図表B:インドの経済、金利、為替見通し(市場予想)

(注:2017年以降の予想は市場予想(Bloomberg集計による専門家予想平均))
(出所:Bloombergのデータより楽天証券経済研究所作成(2017年5月末時点))

(3)インドの株式指数に連動を目指す上場投信

こうしたインド市場に投資を展開していくには概ね3つの方法があります。(1)インドの個別銘柄に投資する、(2)インドの株式市場に分散投資する公募投信(ファンド)に投資する、(3)インド株式に分散投資するETF(上場投資信託)に投資する、の3種類です。これらのうち、個別銘柄に投資するリスクを分散し、投資に伴うコストを抑制することができる「指数連動型分散投資」に注目したいと思います。

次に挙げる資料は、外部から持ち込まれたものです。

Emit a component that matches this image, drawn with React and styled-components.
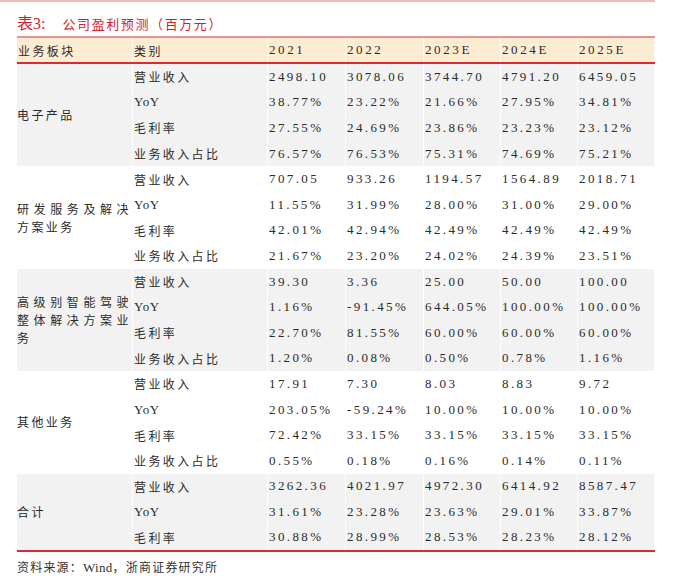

インド株式に分散投資する円建てETN(上場投信=ETFの一種)が東京証券取引所に上場されています。「Next Funds インド株式Nifty50連動型上場投信」(東証コード:1678/野村アセットマネジメント運用)は、インドの大型株指数である「Nifty50指数」(円換算)への連動を目指すETNです。「Nifty50指数」とは、インド・ナショナル証券取引所の代表的な株価指数で、時価総額が大きく流動性も高い大型50銘柄の株価を浮動株調整後の時価総額比率で加重平均された株式指数です。ETNとは、「Exchange Traded Note」の略で、「上場投資証券」または「指標連動型上場投信」と呼ばれる投資商品で、基準価額や取引価格が株価指数に連動するように運用されています。当該ETN(1678)の概略と最近のパフォーマンスを図表Cにまとめました。特徴として、(1)最低投資金額が約1万5000円と比較的手軽であること、(2)運用純資産がhp約50億円で、売買口数(20日平均)も約20万株と東証上場ETF(ETN)としては比較的流動性があること、(3)インド株式の堅調を反映し、取引価格が年初来20%上昇(円ベース)していることがわかります。上述のとおり、インドは経済成長期待が高いなか、モディ政権が将来の成長率底上げのために構造改革を進めています。海外投資家と同様、こうしたインドの中長期的な投資魅力に注目するなら、インド株式への分散投資を手軽に実践できるETF(ETN)は検討する価値があると考えています。